_Dataset section:_
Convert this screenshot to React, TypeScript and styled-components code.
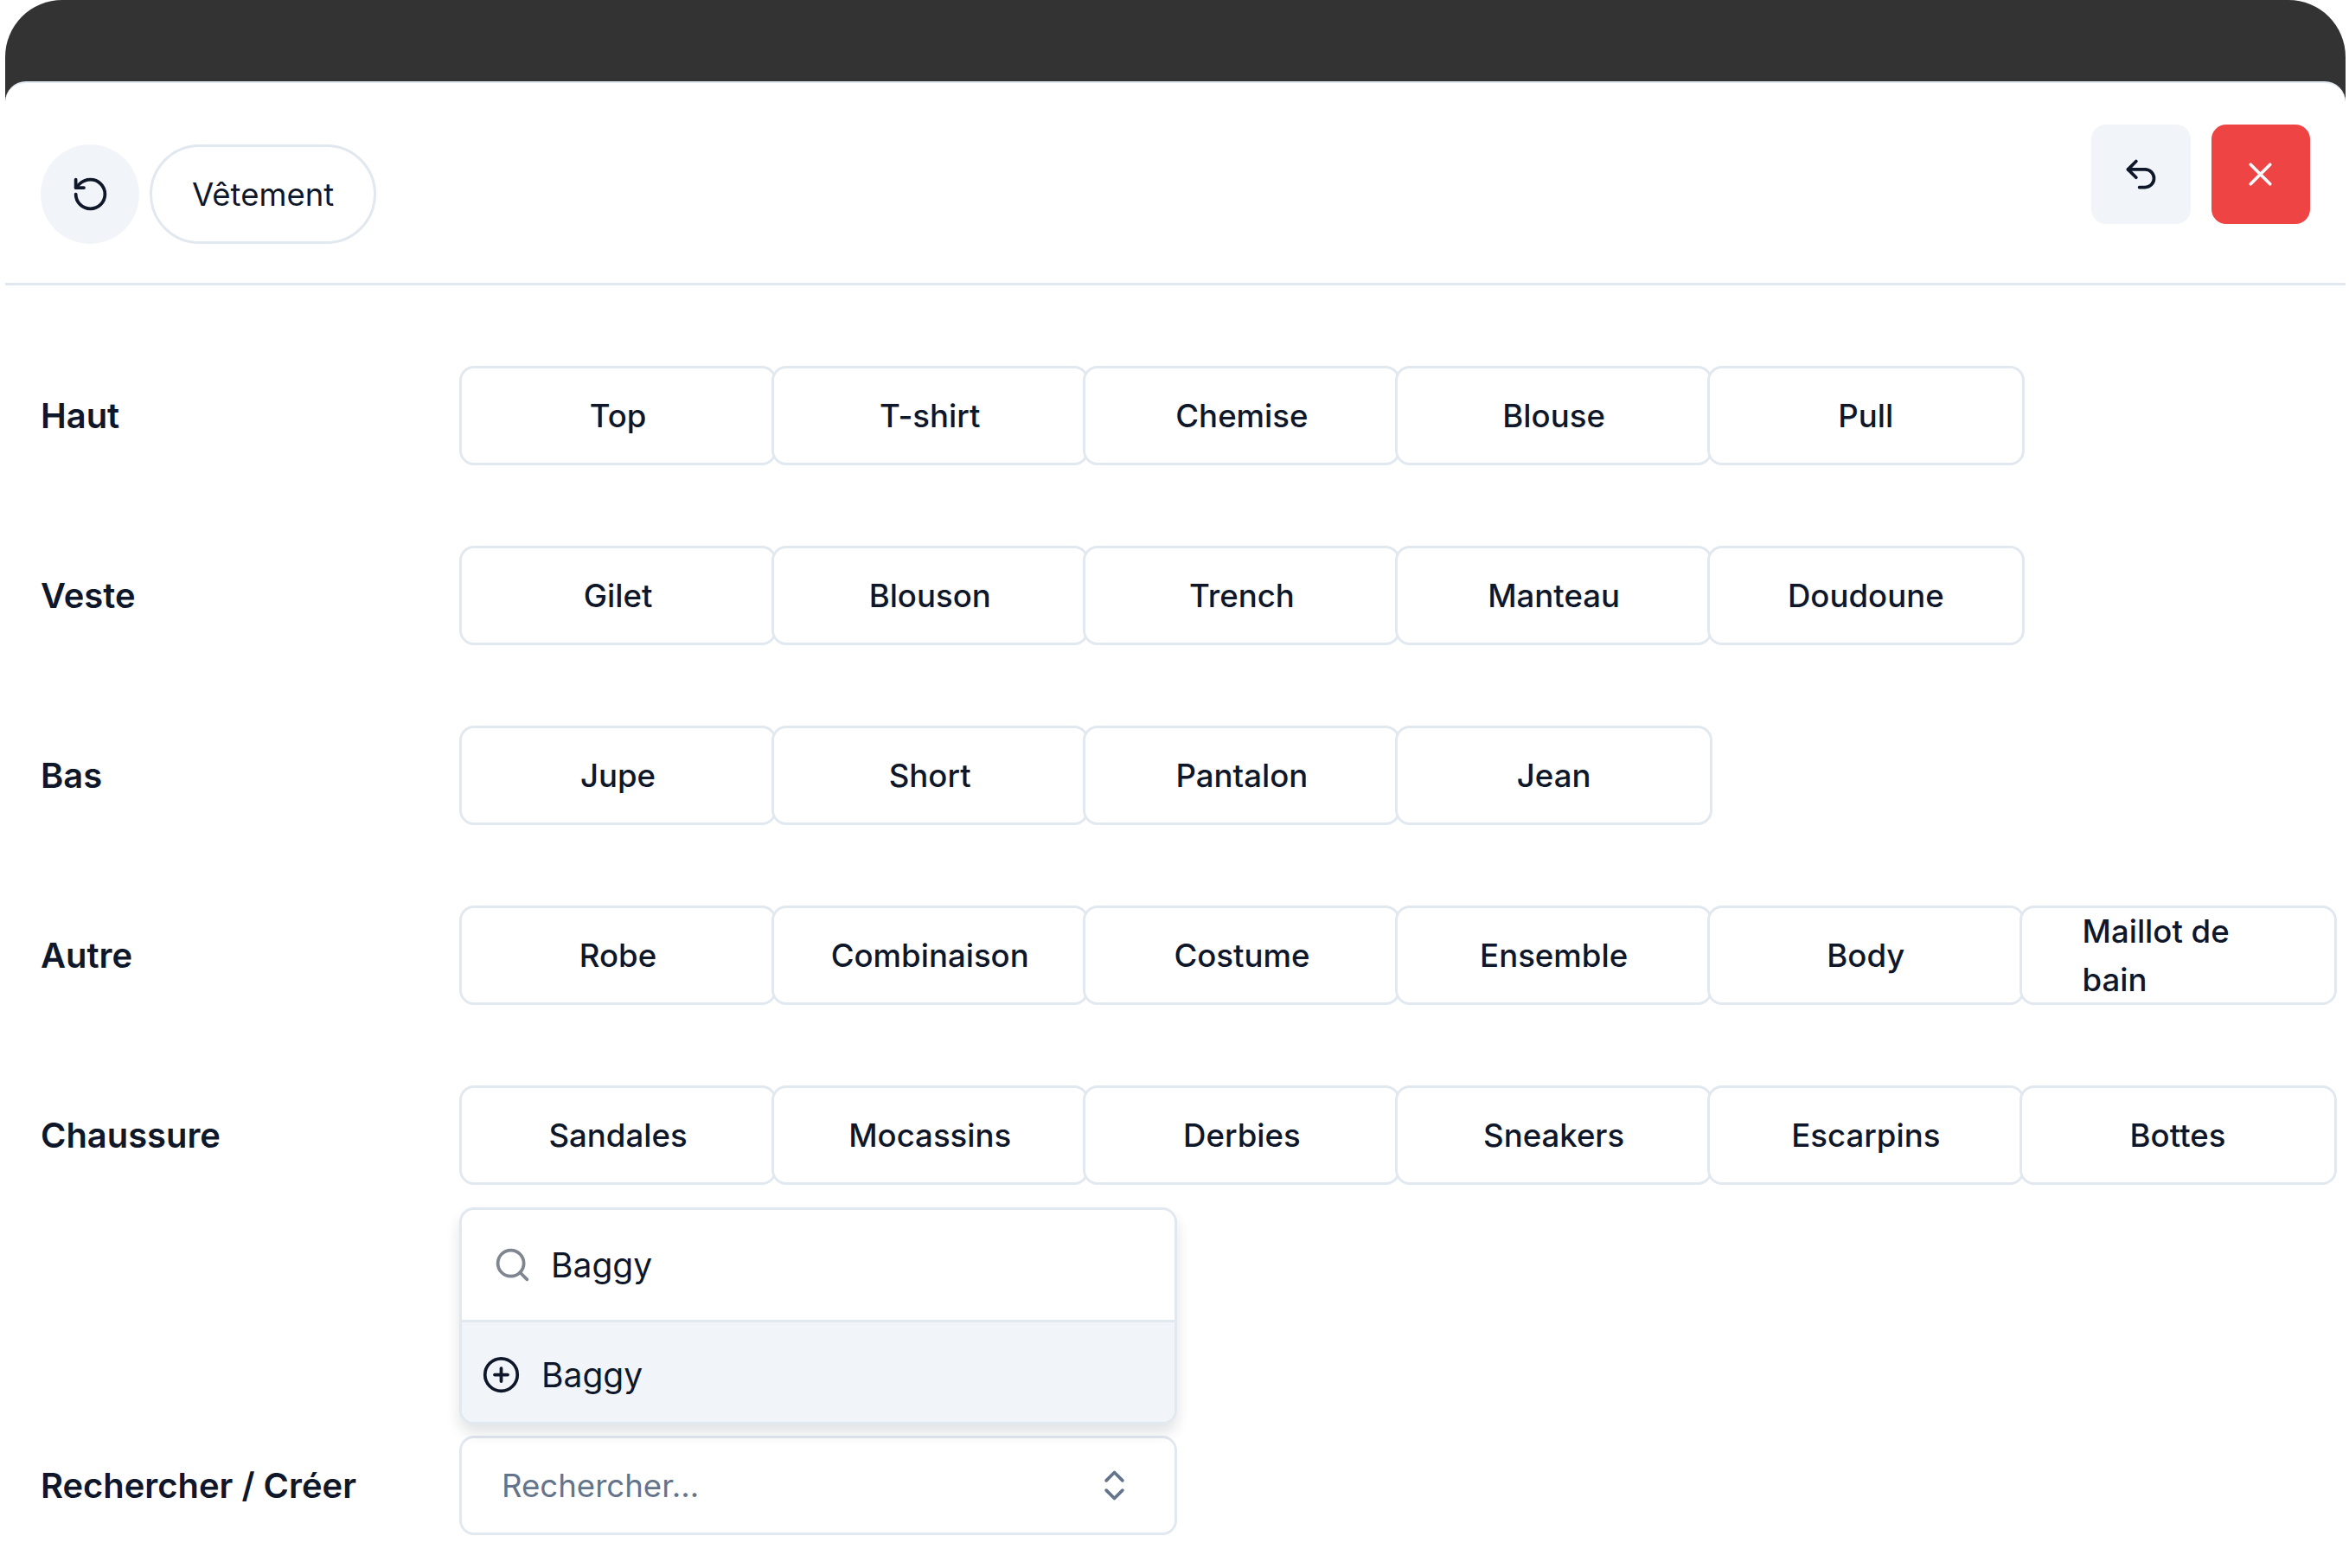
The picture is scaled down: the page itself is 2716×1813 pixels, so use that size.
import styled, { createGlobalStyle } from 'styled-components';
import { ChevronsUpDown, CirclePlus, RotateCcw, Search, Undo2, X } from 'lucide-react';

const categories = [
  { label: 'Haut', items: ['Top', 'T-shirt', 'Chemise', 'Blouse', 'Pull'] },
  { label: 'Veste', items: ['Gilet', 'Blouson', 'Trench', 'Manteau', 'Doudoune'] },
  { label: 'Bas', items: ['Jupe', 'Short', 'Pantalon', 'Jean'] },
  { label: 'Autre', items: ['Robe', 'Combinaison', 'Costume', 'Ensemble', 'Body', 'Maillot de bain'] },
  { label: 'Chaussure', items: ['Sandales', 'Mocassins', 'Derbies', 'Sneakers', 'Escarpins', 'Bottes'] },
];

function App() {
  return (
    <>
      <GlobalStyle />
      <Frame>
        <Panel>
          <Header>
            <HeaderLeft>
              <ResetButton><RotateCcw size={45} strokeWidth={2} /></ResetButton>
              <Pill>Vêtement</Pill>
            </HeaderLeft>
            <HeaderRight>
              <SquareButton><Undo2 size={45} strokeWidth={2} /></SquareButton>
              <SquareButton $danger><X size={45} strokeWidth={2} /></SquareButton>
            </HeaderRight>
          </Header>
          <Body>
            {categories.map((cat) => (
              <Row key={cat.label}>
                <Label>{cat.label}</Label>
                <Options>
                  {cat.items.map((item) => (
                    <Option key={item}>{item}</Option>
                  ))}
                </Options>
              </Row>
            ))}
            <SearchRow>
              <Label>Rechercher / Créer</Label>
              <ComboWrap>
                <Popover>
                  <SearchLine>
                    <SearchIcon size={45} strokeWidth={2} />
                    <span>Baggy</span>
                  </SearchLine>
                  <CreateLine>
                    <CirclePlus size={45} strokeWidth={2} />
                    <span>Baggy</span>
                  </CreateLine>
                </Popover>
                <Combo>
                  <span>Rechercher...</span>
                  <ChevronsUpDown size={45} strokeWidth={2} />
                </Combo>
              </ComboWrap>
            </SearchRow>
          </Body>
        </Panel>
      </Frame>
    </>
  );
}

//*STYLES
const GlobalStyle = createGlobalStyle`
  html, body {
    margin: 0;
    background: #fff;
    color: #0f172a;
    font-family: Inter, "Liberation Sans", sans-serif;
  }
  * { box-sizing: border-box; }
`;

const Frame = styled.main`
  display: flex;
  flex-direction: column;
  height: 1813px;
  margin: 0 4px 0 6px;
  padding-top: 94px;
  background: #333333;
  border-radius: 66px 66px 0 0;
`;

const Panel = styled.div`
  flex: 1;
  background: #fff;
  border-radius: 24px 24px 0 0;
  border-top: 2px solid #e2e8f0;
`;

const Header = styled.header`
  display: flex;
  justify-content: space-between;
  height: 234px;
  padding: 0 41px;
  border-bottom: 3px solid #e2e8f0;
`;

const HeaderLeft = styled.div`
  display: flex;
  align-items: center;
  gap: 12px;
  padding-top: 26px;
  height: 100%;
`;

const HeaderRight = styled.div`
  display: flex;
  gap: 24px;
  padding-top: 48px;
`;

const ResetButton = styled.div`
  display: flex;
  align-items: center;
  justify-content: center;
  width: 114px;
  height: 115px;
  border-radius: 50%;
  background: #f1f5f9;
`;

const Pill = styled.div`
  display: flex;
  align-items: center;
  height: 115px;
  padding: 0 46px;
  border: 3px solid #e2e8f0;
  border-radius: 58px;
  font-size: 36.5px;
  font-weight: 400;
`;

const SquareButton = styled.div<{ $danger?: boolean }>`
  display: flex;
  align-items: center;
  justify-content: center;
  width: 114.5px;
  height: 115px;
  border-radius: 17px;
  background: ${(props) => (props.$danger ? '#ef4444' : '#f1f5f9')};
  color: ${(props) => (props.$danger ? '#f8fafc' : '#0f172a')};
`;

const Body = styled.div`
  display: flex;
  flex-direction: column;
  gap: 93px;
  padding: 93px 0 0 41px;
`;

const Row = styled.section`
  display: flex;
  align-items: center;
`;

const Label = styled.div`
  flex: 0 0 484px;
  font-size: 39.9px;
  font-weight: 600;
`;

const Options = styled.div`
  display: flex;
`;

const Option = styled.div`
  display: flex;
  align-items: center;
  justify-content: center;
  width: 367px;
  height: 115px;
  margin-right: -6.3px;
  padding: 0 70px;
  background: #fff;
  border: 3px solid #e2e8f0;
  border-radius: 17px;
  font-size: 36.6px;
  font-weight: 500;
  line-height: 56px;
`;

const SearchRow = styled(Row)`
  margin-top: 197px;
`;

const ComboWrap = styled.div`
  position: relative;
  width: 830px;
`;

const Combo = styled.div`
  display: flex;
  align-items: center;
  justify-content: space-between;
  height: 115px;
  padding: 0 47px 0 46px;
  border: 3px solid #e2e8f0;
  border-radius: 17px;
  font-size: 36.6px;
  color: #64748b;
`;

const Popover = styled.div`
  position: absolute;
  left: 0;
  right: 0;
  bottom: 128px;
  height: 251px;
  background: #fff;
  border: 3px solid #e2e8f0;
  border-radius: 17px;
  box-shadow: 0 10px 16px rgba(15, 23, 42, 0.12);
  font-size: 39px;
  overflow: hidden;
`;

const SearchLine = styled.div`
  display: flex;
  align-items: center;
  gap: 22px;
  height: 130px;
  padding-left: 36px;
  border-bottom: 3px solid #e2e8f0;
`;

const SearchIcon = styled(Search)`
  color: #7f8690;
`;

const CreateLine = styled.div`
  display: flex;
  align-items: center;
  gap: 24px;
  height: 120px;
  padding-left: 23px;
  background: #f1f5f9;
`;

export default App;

_Task:_ Omit every picture, then reproduce the rest of the listing exactly.

_Result of this task:_
Convert this screenshot to React, TypeScript and styled-components code.
The picture is scaled down: the page itself is 2716×1813 pixels, so use that size.
import styled, { createGlobalStyle } from 'styled-components';
import { ChevronsUpDown, CirclePlus, RotateCcw, Search, Undo2, X } from 'lucide-react';

const categories = [
  { label: 'Haut', items: ['Top', 'T-shirt', 'Chemise', 'Blouse', 'Pull'] },
  { label: 'Veste', items: ['Gilet', 'Blouson', 'Trench', 'Manteau', 'Doudoune'] },
  { label: 'Bas', items: ['Jupe', 'Short', 'Pantalon', 'Jean'] },
  { label: 'Autre', items: ['Robe', 'Combinaison', 'Costume', 'Ensemble', 'Body', 'Maillot de bain'] },
  { label: 'Chaussure', items: ['Sandales', 'Mocassins', 'Derbies', 'Sneakers', 'Escarpins', 'Bottes'] },
];

function App() {
  return (
    <>
      <GlobalStyle />
      <Frame>
        <Panel>
          <Header>
            <HeaderLeft>
              <ResetButton><RotateCcw size={45} strokeWidth={2} /></ResetButton>
              <Pill>Vêtement</Pill>
            </HeaderLeft>
            <HeaderRight>
              <SquareButton><Undo2 size={45} strokeWidth={2} /></SquareButton>
              <SquareButton $danger><X size={45} strokeWidth={2} /></SquareButton>
            </HeaderRight>
          </Header>
          <Body>
            {categories.map((cat) => (
              <Row key={cat.label}>
                <Label>{cat.label}</Label>
                <Options>
                  {cat.items.map((item) => (
                    <Option key={item}>{item}</Option>
                  ))}
                </Options>
              </Row>
            ))}
            <SearchRow>
              <Label>Rechercher / Créer</Label>
              <ComboWrap>
                <Popover>
                  <SearchLine>
                    <SearchIcon size={45} strokeWidth={2} />
                    <span>Baggy</span>
                  </SearchLine>
                  <CreateLine>
                    <CirclePlus size={45} strokeWidth={2} />
                    <span>Baggy</span>
                  </CreateLine>
                </Popover>
                <Combo>
                  <span>Rechercher...</span>
                  <ChevronsUpDown size={45} strokeWidth={2} />
                </Combo>
              </ComboWrap>
            </SearchRow>
          </Body>
        </Panel>
      </Frame>
    </>
  );
}

//*STYLES
const GlobalStyle = createGlobalStyle`
  html, body {
    margin: 0;
    background: #fff;
    color: #0f172a;
    font-family: Inter, "Liberation Sans", sans-serif;
  }
  * { box-sizing: border-box; }
`;

const Frame = styled.main`
  display: flex;
  flex-direction: column;
  height: 1813px;
  margin: 0 4px 0 6px;
  padding-top: 94px;
  background: #333333;
  border-radius: 66px 66px 0 0;
`;

const Panel = styled.div`
  flex: 1;
  background: #fff;
  border-radius: 24px 24px 0 0;
  border-top: 2px solid #e2e8f0;
`;

const Header = styled.header`
  display: flex;
  justify-content: space-between;
  height: 234px;
  padding: 0 41px;
  border-bottom: 3px solid #e2e8f0;
`;

const HeaderLeft = styled.div`
  display: flex;
  align-items: center;
  gap: 12px;
  padding-top: 26px;
  height: 100%;
`;

const HeaderRight = styled.div`
  display: flex;
  gap: 24px;
  padding-top: 48px;
`;

const ResetButton = styled.div`
  display: flex;
  align-items: center;
  justify-content: center;
  width: 114px;
  height: 115px;
  border-radius: 50%;
  background: #f1f5f9;
`;

const Pill = styled.div`
  display: flex;
  align-items: center;
  height: 115px;
  padding: 0 46px;
  border: 3px solid #e2e8f0;
  border-radius: 58px;
  font-size: 36.5px;
  font-weight: 400;
`;

const SquareButton = styled.div<{ $danger?: boolean }>`
  display: flex;
  align-items: center;
  justify-content: center;
  width: 114.5px;
  height: 115px;
  border-radius: 17px;
  background: ${(props) => (props.$danger ? '#ef4444' : '#f1f5f9')};
  color: ${(props) => (props.$danger ? '#f8fafc' : '#0f172a')};
`;

const Body = styled.div`
  display: flex;
  flex-direction: column;
  gap: 93px;
  padding: 93px 0 0 41px;
`;

const Row = styled.section`
  display: flex;
  align-items: center;
`;

const Label = styled.div`
  flex: 0 0 484px;
  font-size: 39.9px;
  font-weight: 600;
`;

const Options = styled.div`
  display: flex;
`;

const Option = styled.div`
  display: flex;
  align-items: center;
  justify-content: center;
  width: 367px;
  height: 115px;
  margin-right: -6.3px;
  padding: 0 70px;
  background: #fff;
  border: 3px solid #e2e8f0;
  border-radius: 17px;
  font-size: 36.6px;
  font-weight: 500;
  line-height: 56px;
`;

const SearchRow = styled(Row)`
  margin-top: 197px;
`;

const ComboWrap = styled.div`
  position: relative;
  width: 830px;
`;

const Combo = styled.div`
  display: flex;
  align-items: center;
  justify-content: space-between;
  height: 115px;
  padding: 0 47px 0 46px;
  border: 3px solid #e2e8f0;
  border-radius: 17px;
  font-size: 36.6px;
  color: #64748b;
`;

const Popover = styled.div`
  position: absolute;
  left: 0;
  right: 0;
  bottom: 128px;
  height: 251px;
  background: #fff;
  border: 3px solid #e2e8f0;
  border-radius: 17px;
  box-shadow: 0 10px 16px rgba(15, 23, 42, 0.12);
  font-size: 39px;
  overflow: hidden;
`;

const SearchLine = styled.div`
  display: flex;
  align-items: center;
  gap: 22px;
  height: 130px;
  padding-left: 36px;
  border-bottom: 3px solid #e2e8f0;
`;

const SearchIcon = styled(Search)`
  color: #7f8690;
`;

const CreateLine = styled.div`
  display: flex;
  align-items: center;
  gap: 24px;
  height: 120px;
  padding-left: 23px;
  background: #f1f5f9;
`;

export default App;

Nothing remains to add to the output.